Repeat the whole listing exactly as written.

DATA SHOWN:
++++++

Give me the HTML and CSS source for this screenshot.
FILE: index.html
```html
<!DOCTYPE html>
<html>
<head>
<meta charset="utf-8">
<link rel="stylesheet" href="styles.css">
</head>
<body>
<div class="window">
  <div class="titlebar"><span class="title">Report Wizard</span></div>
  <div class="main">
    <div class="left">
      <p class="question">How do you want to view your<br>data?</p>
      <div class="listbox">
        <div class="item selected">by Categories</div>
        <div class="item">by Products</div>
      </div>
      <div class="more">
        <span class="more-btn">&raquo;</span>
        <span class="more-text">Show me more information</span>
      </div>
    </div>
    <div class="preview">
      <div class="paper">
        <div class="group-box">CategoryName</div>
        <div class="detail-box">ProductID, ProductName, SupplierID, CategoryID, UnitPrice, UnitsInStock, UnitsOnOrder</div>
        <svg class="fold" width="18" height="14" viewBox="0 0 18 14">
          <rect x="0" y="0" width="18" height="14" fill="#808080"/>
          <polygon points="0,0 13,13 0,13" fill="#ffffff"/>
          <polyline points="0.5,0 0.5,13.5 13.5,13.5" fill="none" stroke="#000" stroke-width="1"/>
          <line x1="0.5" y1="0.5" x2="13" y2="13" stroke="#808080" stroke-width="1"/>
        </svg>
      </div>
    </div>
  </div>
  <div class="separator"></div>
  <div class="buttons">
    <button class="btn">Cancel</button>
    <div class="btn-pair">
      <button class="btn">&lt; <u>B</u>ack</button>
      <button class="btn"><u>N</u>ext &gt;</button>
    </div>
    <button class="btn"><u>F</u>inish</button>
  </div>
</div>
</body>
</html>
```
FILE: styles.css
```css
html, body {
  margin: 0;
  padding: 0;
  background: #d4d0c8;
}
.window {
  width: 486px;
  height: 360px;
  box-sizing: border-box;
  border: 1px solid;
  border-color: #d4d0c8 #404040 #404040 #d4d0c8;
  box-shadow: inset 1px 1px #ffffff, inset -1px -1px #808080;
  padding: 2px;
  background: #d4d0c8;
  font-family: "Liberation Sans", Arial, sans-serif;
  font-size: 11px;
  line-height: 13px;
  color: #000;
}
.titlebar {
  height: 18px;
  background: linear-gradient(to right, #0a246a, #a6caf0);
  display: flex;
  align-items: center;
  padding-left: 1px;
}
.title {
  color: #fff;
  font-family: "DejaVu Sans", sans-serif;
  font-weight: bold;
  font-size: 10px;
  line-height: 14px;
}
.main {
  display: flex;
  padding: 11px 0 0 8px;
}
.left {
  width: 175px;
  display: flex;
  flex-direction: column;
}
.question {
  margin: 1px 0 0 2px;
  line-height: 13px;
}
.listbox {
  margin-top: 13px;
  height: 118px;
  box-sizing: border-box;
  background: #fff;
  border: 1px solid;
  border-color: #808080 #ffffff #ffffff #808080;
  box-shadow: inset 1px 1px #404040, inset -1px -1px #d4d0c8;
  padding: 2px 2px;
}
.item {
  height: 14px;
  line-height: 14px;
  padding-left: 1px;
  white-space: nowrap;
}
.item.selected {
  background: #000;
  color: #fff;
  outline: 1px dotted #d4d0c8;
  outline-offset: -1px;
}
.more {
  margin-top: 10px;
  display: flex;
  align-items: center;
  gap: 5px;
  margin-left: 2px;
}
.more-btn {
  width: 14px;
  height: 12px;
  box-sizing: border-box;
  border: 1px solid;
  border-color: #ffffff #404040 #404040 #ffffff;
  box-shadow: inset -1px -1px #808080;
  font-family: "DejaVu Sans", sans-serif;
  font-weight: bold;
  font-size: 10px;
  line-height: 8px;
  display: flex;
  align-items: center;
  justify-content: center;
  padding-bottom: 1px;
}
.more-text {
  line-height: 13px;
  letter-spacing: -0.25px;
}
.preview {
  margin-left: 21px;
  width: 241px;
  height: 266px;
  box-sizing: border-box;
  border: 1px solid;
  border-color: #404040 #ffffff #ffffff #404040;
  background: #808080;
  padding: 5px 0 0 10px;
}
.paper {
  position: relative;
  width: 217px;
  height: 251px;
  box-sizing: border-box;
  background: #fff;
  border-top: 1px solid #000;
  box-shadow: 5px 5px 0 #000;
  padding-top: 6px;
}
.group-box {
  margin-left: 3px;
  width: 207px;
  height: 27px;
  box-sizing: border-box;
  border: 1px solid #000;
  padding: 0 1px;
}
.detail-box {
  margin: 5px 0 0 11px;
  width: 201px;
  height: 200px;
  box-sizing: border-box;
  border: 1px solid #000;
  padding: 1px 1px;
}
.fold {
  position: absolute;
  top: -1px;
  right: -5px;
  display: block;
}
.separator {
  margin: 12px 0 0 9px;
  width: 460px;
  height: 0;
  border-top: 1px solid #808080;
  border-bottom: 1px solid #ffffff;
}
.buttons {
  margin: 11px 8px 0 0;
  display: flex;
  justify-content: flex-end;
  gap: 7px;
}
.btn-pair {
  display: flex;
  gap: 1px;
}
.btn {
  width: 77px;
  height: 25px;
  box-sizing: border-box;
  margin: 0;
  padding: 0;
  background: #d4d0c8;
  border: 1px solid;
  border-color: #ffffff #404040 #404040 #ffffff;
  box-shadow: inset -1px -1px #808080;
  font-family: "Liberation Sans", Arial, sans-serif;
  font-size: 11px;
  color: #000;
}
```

++++++

SOLUTION TO THIS EXERCISE:
Give me the HTML and CSS source for this screenshot.
FILE: index.html
```html
<!DOCTYPE html>
<html>
<head>
<meta charset="utf-8">
<link rel="stylesheet" href="styles.css">
</head>
<body>
<div class="window">
  <div class="titlebar"><span class="title">Report Wizard</span></div>
  <div class="main">
    <div class="left">
      <p class="question">How do you want to view your<br>data?</p>
      <div class="listbox">
        <div class="item selected">by Categories</div>
        <div class="item">by Products</div>
      </div>
      <div class="more">
        <span class="more-btn">&raquo;</span>
        <span class="more-text">Show me more information</span>
      </div>
    </div>
    <div class="preview">
      <div class="paper">
        <div class="group-box">CategoryName</div>
        <div class="detail-box">ProductID, ProductName, SupplierID, CategoryID, UnitPrice, UnitsInStock, UnitsOnOrder</div>
        <svg class="fold" width="18" height="14" viewBox="0 0 18 14">
          <rect x="0" y="0" width="18" height="14" fill="#808080"/>
          <polygon points="0,0 13,13 0,13" fill="#ffffff"/>
          <polyline points="0.5,0 0.5,13.5 13.5,13.5" fill="none" stroke="#000" stroke-width="1"/>
          <line x1="0.5" y1="0.5" x2="13" y2="13" stroke="#808080" stroke-width="1"/>
        </svg>
      </div>
    </div>
  </div>
  <div class="separator"></div>
  <div class="buttons">
    <button class="btn">Cancel</button>
    <div class="btn-pair">
      <button class="btn">&lt; <u>B</u>ack</button>
      <button class="btn"><u>N</u>ext &gt;</button>
    </div>
    <button class="btn"><u>F</u>inish</button>
  </div>
</div>
</body>
</html>
```
FILE: styles.css
```css
html, body {
  margin: 0;
  padding: 0;
  background: #d4d0c8;
}
.window {
  width: 486px;
  height: 360px;
  box-sizing: border-box;
  border: 1px solid;
  border-color: #d4d0c8 #404040 #404040 #d4d0c8;
  box-shadow: inset 1px 1px #ffffff, inset -1px -1px #808080;
  padding: 2px;
  background: #d4d0c8;
  font-family: "Liberation Sans", Arial, sans-serif;
  font-size: 11px;
  line-height: 13px;
  color: #000;
}
.titlebar {
  height: 18px;
  background: linear-gradient(to right, #0a246a, #a6caf0);
  display: flex;
  align-items: center;
  padding-left: 1px;
}
.title {
  color: #fff;
  font-family: "DejaVu Sans", sans-serif;
  font-weight: bold;
  font-size: 10px;
  line-height: 14px;
}
.main {
  display: flex;
  padding: 11px 0 0 8px;
}
.left {
  width: 175px;
  display: flex;
  flex-direction: column;
}
.question {
  margin: 1px 0 0 2px;
  line-height: 13px;
}
.listbox {
  margin-top: 13px;
  height: 118px;
  box-sizing: border-box;
  background: #fff;
  border: 1px solid;
  border-color: #808080 #ffffff #ffffff #808080;
  box-shadow: inset 1px 1px #404040, inset -1px -1px #d4d0c8;
  padding: 2px 2px;
}
.item {
  height: 14px;
  line-height: 14px;
  padding-left: 1px;
  white-space: nowrap;
}
.item.selected {
  background: #000;
  color: #fff;
  outline: 1px dotted #d4d0c8;
  outline-offset: -1px;
}
.more {
  margin-top: 10px;
  display: flex;
  align-items: center;
  gap: 5px;
  margin-left: 2px;
}
.more-btn {
  width: 14px;
  height: 12px;
  box-sizing: border-box;
  border: 1px solid;
  border-color: #ffffff #404040 #404040 #ffffff;
  box-shadow: inset -1px -1px #808080;
  font-family: "DejaVu Sans", sans-serif;
  font-weight: bold;
  font-size: 10px;
  line-height: 8px;
  display: flex;
  align-items: center;
  justify-content: center;
  padding-bottom: 1px;
}
.more-text {
  line-height: 13px;
  letter-spacing: -0.25px;
}
.preview {
  margin-left: 21px;
  width: 241px;
  height: 266px;
  box-sizing: border-box;
  border: 1px solid;
  border-color: #404040 #ffffff #ffffff #404040;
  background: #808080;
  padding: 5px 0 0 10px;
}
.paper {
  position: relative;
  width: 217px;
  height: 251px;
  box-sizing: border-box;
  background: #fff;
  border-top: 1px solid #000;
  box-shadow: 5px 5px 0 #000;
  padding-top: 6px;
}
.group-box {
  margin-left: 3px;
  width: 207px;
  height: 27px;
  box-sizing: border-box;
  border: 1px solid #000;
  padding: 0 1px;
}
.detail-box {
  margin: 5px 0 0 11px;
  width: 201px;
  height: 200px;
  box-sizing: border-box;
  border: 1px solid #000;
  padding: 1px 1px;
}
.fold {
  position: absolute;
  top: -1px;
  right: -5px;
  display: block;
}
.separator {
  margin: 12px 0 0 9px;
  width: 460px;
  height: 0;
  border-top: 1px solid #808080;
  border-bottom: 1px solid #ffffff;
}
.buttons {
  margin: 11px 8px 0 0;
  display: flex;
  justify-content: flex-end;
  gap: 7px;
}
.btn-pair {
  display: flex;
  gap: 1px;
}
.btn {
  width: 77px;
  height: 25px;
  box-sizing: border-box;
  margin: 0;
  padding: 0;
  background: #d4d0c8;
  border: 1px solid;
  border-color: #ffffff #404040 #404040 #ffffff;
  box-shadow: inset -1px -1px #808080;
  font-family: "Liberation Sans", Arial, sans-serif;
  font-size: 11px;
  color: #000;
}
```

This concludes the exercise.